Significantly, West Hartford has already made official strides in a sustainable direction. For instance, this summer, building on a plan from 2009 and commitments to groups such as Climate Mayors, the town adopted an aspirational plan aiming for 100% clean energy usage within the community by 2050.
West Hartford Deputy Mayor Leon Davidoff emphasized that all of our personal efforts to lower our environmental impacts continue to be essential to achieving our town’s sustainability goals.
“We can’t do it alone. It just can’t be government solely participating in energy conservation and clean energy efforts.” Davidoff said. “It’s going to require our residents to reduce their energy use, to think differently about how they use non-renewable resources.”
In the spirit of local action, here are 10 ways that you can help reverse the trend of climate change in your everyday life.

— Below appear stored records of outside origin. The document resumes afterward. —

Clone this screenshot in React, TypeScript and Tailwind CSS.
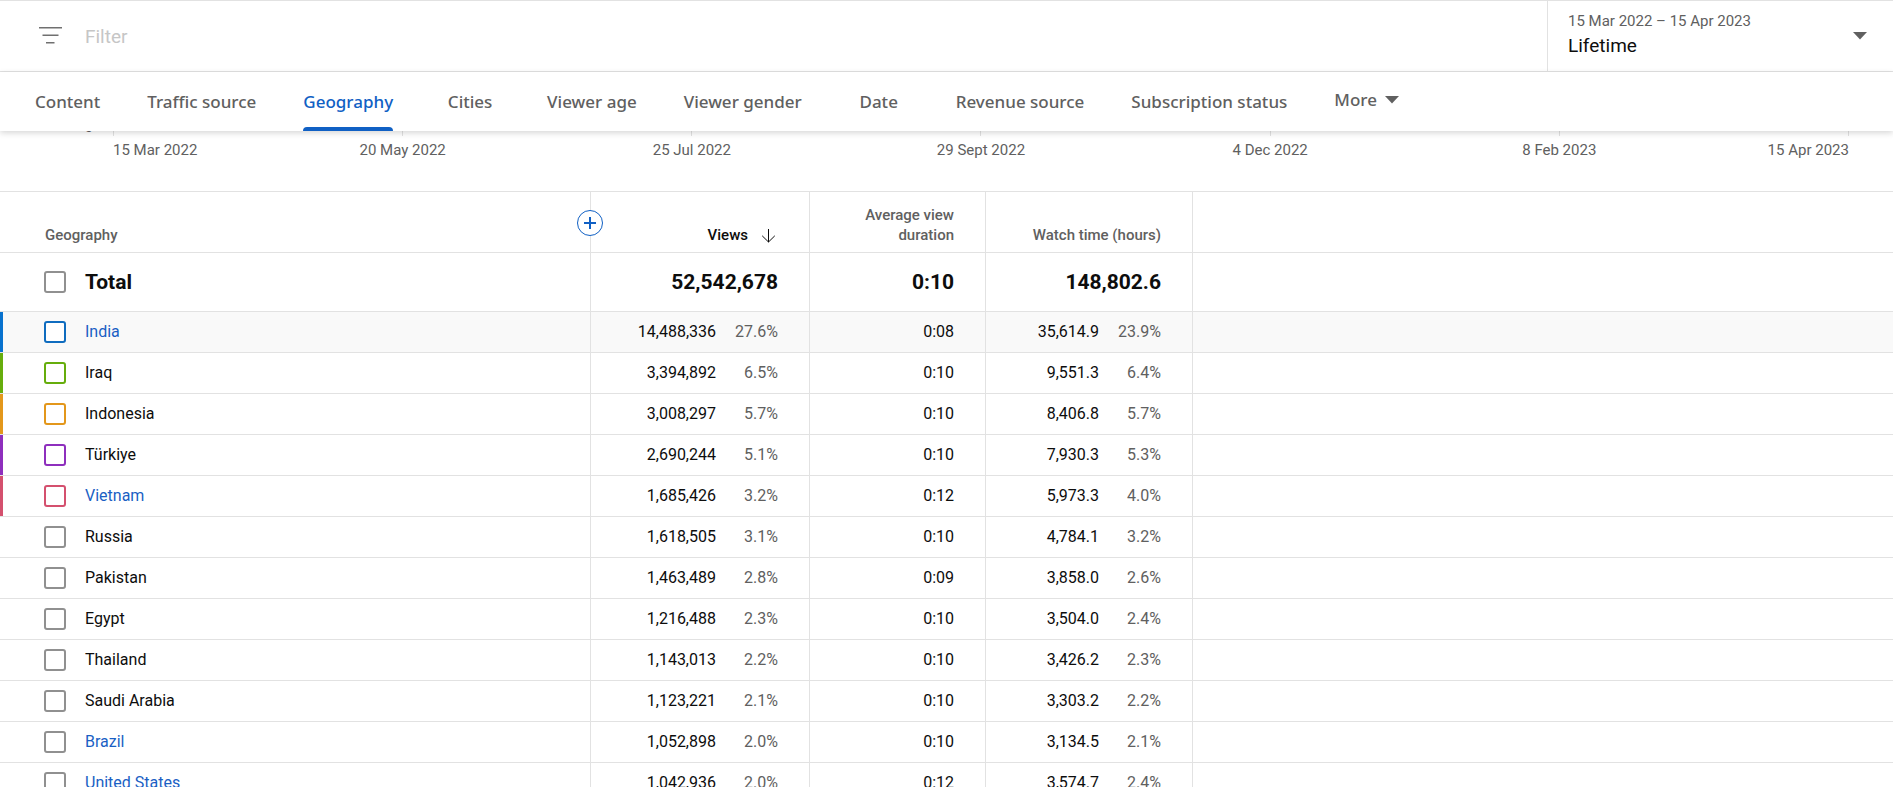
import clsx from "clsx";

const tabs = [
  "Content",
  "Traffic source",
  "Geography",
  "Cities",
  "Viewer age",
  "Viewer gender",
  "Date",
  "Revenue source",
  "Subscription status",
];

const axisDates = [
  "15 Mar 2022",
  "20 May 2022",
  "25 Jul 2022",
  "29 Sept 2022",
  "4 Dec 2022",
  "8 Feb 2023",
  "15 Apr 2023",
];

type Row = {
  name: string;
  views: string;
  viewsPct: string;
  duration: string;
  hours: string;
  hoursPct: string;
  link?: boolean;
  active?: boolean;
  bar?: string;
  box?: string;
};

const rows: Row[] = [
  { name: "India", views: "14,488,336", viewsPct: "27.6%", duration: "0:08", hours: "35,614.9", hoursPct: "23.9%", link: true, active: true, bar: "bg-[#0872ce]", box: "border-[#0f6cbf]" },
  { name: "Iraq", views: "3,394,892", viewsPct: "6.5%", duration: "0:10", hours: "9,551.3", hoursPct: "6.4%", bar: "bg-[#66ad0c]", box: "border-[#66ad0c]" },
  { name: "Indonesia", views: "3,008,297", viewsPct: "5.7%", duration: "0:10", hours: "8,406.8", hoursPct: "5.7%", bar: "bg-[#e3971b]", box: "border-[#e3971b]" },
  { name: "Türkiye", views: "2,690,244", viewsPct: "5.1%", duration: "0:10", hours: "7,930.3", hoursPct: "5.3%", bar: "bg-[#8e2fbd]", box: "border-[#8e2fbd]" },
  { name: "Vietnam", views: "1,685,426", viewsPct: "3.2%", duration: "0:12", hours: "5,973.3", hoursPct: "4.0%", link: true, bar: "bg-[#d4506e]", box: "border-[#d4506e]" },
  { name: "Russia", views: "1,618,505", viewsPct: "3.1%", duration: "0:10", hours: "4,784.1", hoursPct: "3.2%" },
  { name: "Pakistan", views: "1,463,489", viewsPct: "2.8%", duration: "0:09", hours: "3,858.0", hoursPct: "2.6%" },
  { name: "Egypt", views: "1,216,488", viewsPct: "2.3%", duration: "0:10", hours: "3,504.0", hoursPct: "2.4%" },
  { name: "Thailand", views: "1,143,013", viewsPct: "2.2%", duration: "0:10", hours: "3,426.2", hoursPct: "2.3%" },
  { name: "Saudi Arabia", views: "1,123,221", viewsPct: "2.1%", duration: "0:10", hours: "3,303.2", hoursPct: "2.2%" },
  { name: "Brazil", views: "1,052,898", viewsPct: "2.0%", duration: "0:10", hours: "3,134.5", hoursPct: "2.1%", link: true },
  { name: "United States", views: "1,042,936", viewsPct: "2.0%", duration: "0:12", hours: "3,574.7", hoursPct: "2.4%", link: true },
];

function Caret() {
  return (
    <svg className="w-3.5 h-2 shrink-0" viewBox="0 0 14 8" fill="#606060">
      <path d="M0 0h14L7 7.5z" />
    </svg>
  );
}

function Checkbox({ id, color }: { id: string; color?: string }) {
  return (
    <input
      id={id}
      type="checkbox"
      className={clsx(
        "appearance-none block w-[22px] h-[22px] shrink-0 border-2 rounded-[3px] bg-white",
        color ?? "border-[#909090]"
      )}
    />
  );
}

function FilterBar() {
  return (
    <div className="flex h-[72px] border-y border-[#e2e2e2]">
      <div className="flex flex-1 items-center pl-[39px]">
        <svg className="w-[23px] h-[18px] shrink-0" viewBox="0 0 23 18" fill="#707070">
          <path d="M0 0h23v1.6H0zM3.5 7.5h16v1.6h-16zM7 15h8.5v1.6H7z" />
        </svg>
        <input
          type="text"
          placeholder="Filter"
          aria-label="Filter"
          className="flex-1 ml-[23px] pt-0.5 text-[19px] leading-6 text-[#0d0d0d] placeholder:text-[#c6c6c6] outline-none"
        />
      </div>
      <button className="flex w-[346px] items-center justify-between border-l border-[#e2e2e2] pl-5 pr-[26px] text-left">
        <span className="pb-1">
          <span className="block text-[15px] leading-6 text-[#606060]">15 Mar 2022 – 15 Apr 2023</span>
          <span className="block text-[19px] leading-[26px] text-[#0d0d0d]">Lifetime</span>
        </span>
        <Caret />
      </button>
    </div>
  );
}

function TabBar() {
  return (
    <nav className="relative z-10 flex h-[59px] gap-[47px] bg-white pl-[35px] font-['Noto_Sans',sans-serif] text-[17px] font-medium text-[#606060] shadow-[0_2px_6px_rgba(0,0,0,0.16)]">
      {tabs.map((tab) => {
        const selected = tab === "Geography";
        return (
          <button
            key={tab}
            className={clsx(
              "flex flex-col items-center min-w-[60px] whitespace-nowrap pt-[18px] leading-6",
              selected && "text-[#1060c4]"
            )}
          >
            <span>{tab}</span>
            {selected && <span className="mt-auto h-1 w-full rounded-t bg-[#1060c4]" />}
          </button>
        );
      })}
      <button className="flex items-center gap-2 pb-1">
        More
        <Caret />
      </button>
    </nav>
  );
}

function ChartAxis() {
  return (
    <div className="flex h-[60px] text-[15px] text-[#606060]">
      <span className="-mt-3 w-[93px] text-right text-[15px] leading-4">0</span>
      <div className="ml-5 mr-11 flex flex-1 justify-between">
        {axisDates.map((date, i) => (
          <div
            key={date}
            className={clsx(
              "flex w-px flex-col whitespace-nowrap",
              i === 0 && "items-start",
              i > 0 && i < axisDates.length - 1 && "items-center",
              i === axisDates.length - 1 && "items-end"
            )}
          >
            <span className="h-[5px] w-px bg-[#e2e2e2]" />
            <span className="mt-1 leading-5">{date}</span>
          </div>
        ))}
      </div>
    </div>
  );
}

const cell = "border-r border-[#e2e2e2] pr-[31px] text-right";

function GeographyTable() {
  return (
    <table className="w-full table-fixed border-separate border-spacing-0 border-t border-[#e2e2e2] text-[16px] text-[#0d0d0d] [&_td]:border-b [&_th]:border-b [&_td]:border-[#e2e2e2] [&_th]:border-[#e2e2e2]">
      <colgroup>
        <col className="w-[591px]" />
        <col className="w-[219px]" />
        <col className="w-[176px]" />
        <col className="w-[207px]" />
        <col />
      </colgroup>
      <thead>
        <tr className="h-[61px] align-bottom text-[15px] leading-5 text-[#606060]">
          <th scope="col" className="relative border-r pb-[7px] pl-[45px] text-left font-medium">
            Geography
            <button
              aria-label="Add metric"
              className="absolute -right-[13px] top-[18px] flex h-[26px] w-[26px] items-center justify-center rounded-full border border-[#1060c4] bg-white"
            >
              <svg className="w-3 h-3" viewBox="0 0 12 12" fill="none" stroke="#1060c4" strokeWidth="2">
                <path d="M6 0v12M0 6h12" />
              </svg>
            </button>
          </th>
          <th scope="col" className={clsx(cell, "pb-[7px] font-medium")}>
            <button className="inline-flex items-center gap-[13px] text-[#0d0d0d]">
              Views
              <svg className="w-[15px] h-[15px] mr-[2px]" viewBox="0 0 15 15" fill="none" stroke="#0d0d0d">
                <path d="M7.5 1v13M1.2 7.8l6.3 6.2 6.3-6.2" />
              </svg>
            </button>
          </th>
          <th scope="col" className={clsx(cell, "pb-[7px] pl-10 font-medium")}>
            Average view duration
          </th>
          <th scope="col" className={clsx(cell, "pb-[7px] font-medium")}>
            Watch time (hours)
          </th>
          <td />
        </tr>
      </thead>
      <tbody>
        <tr className="h-[59px] text-[21px] leading-7 font-bold">
          <td className="border-r pl-11">
            <div className="flex items-center gap-[19px]">
              <Checkbox id="row-total" />
              <label htmlFor="row-total">Total</label>
            </div>
          </td>
          <td className={cell}>52,542,678</td>
          <td className={cell}>0:10</td>
          <td className={cell}>148,802.6</td>
          <td />
        </tr>
        {rows.map((row, i) => (
          <tr key={row.name} className={clsx("h-[41px]", row.active && "bg-[#f9f9f9]")}>
            <td className="border-r">
              <div className="flex h-10 items-center">
                <span className={clsx("mr-[41px] w-[3px] self-stretch", row.bar)} />
                <Checkbox id={`row-${i}`} color={row.box} />
                {row.link ? (
                  <a href="#" className="ml-[19px] text-[#1a5fc4]">
                    {row.name}
                  </a>
                ) : (
                  <label htmlFor={`row-${i}`} className="ml-[19px]">
                    {row.name}
                  </label>
                )}
              </div>
            </td>
            <td className={cell}>
              {row.views}
              <span className="inline-block w-[62px] text-[#606060]">{row.viewsPct}</span>
            </td>
            <td className={cell}>{row.duration}</td>
            <td className={cell}>
              {row.hours}
              <span className="inline-block w-[62px] text-[#606060]">{row.hoursPct}</span>
            </td>
            <td />
          </tr>
        ))}
      </tbody>
    </table>
  );
}

export default function App() {
  return (
    <div className="h-screen overflow-hidden bg-white font-[Roboto,sans-serif]">
      <FilterBar />
      <TabBar />
      <ChartAxis />
      <GeographyTable />
    </div>
  );
}
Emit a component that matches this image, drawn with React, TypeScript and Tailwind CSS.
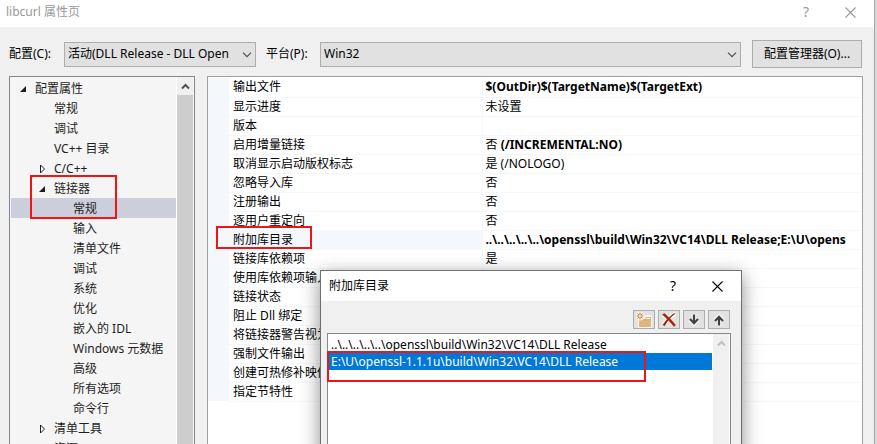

(1) Schedule a home energy audit. According to a 2020 report of West Hartford’s Clean Energy Commission, residential energy use accounts for over 40% of our town’s total energy consumption, and so the potential efficiency gains in this area are substantial. A professional can sometimes survey your home to improve its efficiency free of charge, so be sure to investigate your options.
(2) Inspect your home’s insulation to increase its energy efficiency. Even without an audit, you can find ways to improve your home’s efficiency (and perhaps reduce your energy bills) with quick fixes like putting up thicker shades on your windows or buying a draft stopper for your door or with bigger projects like adding insulation to your walls or attic.
(3) Think about getting an electric car. With the Clean Energy Commission report showing that transportation accounts for about 25% of West Hartford’s energy use, investments in electric cars are a key part of a sustainable path forward for our community. A possible federal rebate for an electric car may make it a more affordable option.
(4) Consider adding solar panels to your home. As the Clean Energy Commission report indicates, a steadily increasing number of West Hartford homes have gone solar in recent years, with over 700 homes now having solar panels. Perhaps now is a good time to join your neighbors in making the switch to solar power in your home.
(5) Contact our elected leaders about your environmental concerns. Samantha Dynowski, a West Hartford resident who is the state director of the Sierra Club Connecticut Chapter, suggested that people should voice their environmental concerns to our elected officials at the town, state, and federal levels even if they feel intimidated by the issue.
“I think even if you’re not sure what to say, if you have a concern, you should speak up about it,” Dynowski said. “It’s not our job to understand every policy, but to express the concern, and it’s their job to help figure out how to best address it.”
(6) Be environmentally conscious when making your dietary choices. Catherine Diviney, the West Hartford Energy Specialist who also serves on the Clean Energy Commission, said there are many ways town residents can reduce their daily environmental impacts. One personal suggestion she gave was to encourage people to consider more eco-friendly food options.
“I would say that people can think about their food systems, you know, what they eat, and try to eat lower on the food chain,” Diviney said. “And think about where you buy [your food] and think about how you grow it – I mean, you can even grow it yourself.”
(7) Invest in green companies. If given the chance, would you rather choose to support a company with a large carbon footprint or one that cares for energy efficiency? Your answer may help drive our economy in a more sustainable direction. Review your investment portfolio to ensure that it aligns with your values.
(8) Clean out your email. Our holding on to unnecessary emails forces data centers to use extra energy to store them. You can help clean up the environment by cleaning out your inbox from home!
(9) Be active in your community. One way to start would be by reaching out to the West Hartford Clean Energy Commission or by attending one of its meetings.
(10) Reduce, reuse, and recycle! This is the old standby: keeping this simple mantra in mind can help you find creative ways to live more sustainably.
If we all take on our share of actions aimed at environmental conservation, the world we will give to my nephew and people of his generation will be cleaner, greener, and more prosperous for it.
Let’s get to work to give the younger generations the bright future they deserve.
Owen R. Eagan received his J.D. from the Georgetown University Law Center and his B.A. from Georgetown University, where his honors government thesis on local climate change responses earned honors with distinction, the highest designation possible. Portions of this article were drawn from research completed for that thesis and for a presentation based upon the work that Owen offered at an event hosted by West Hartford Libraries in July 2018.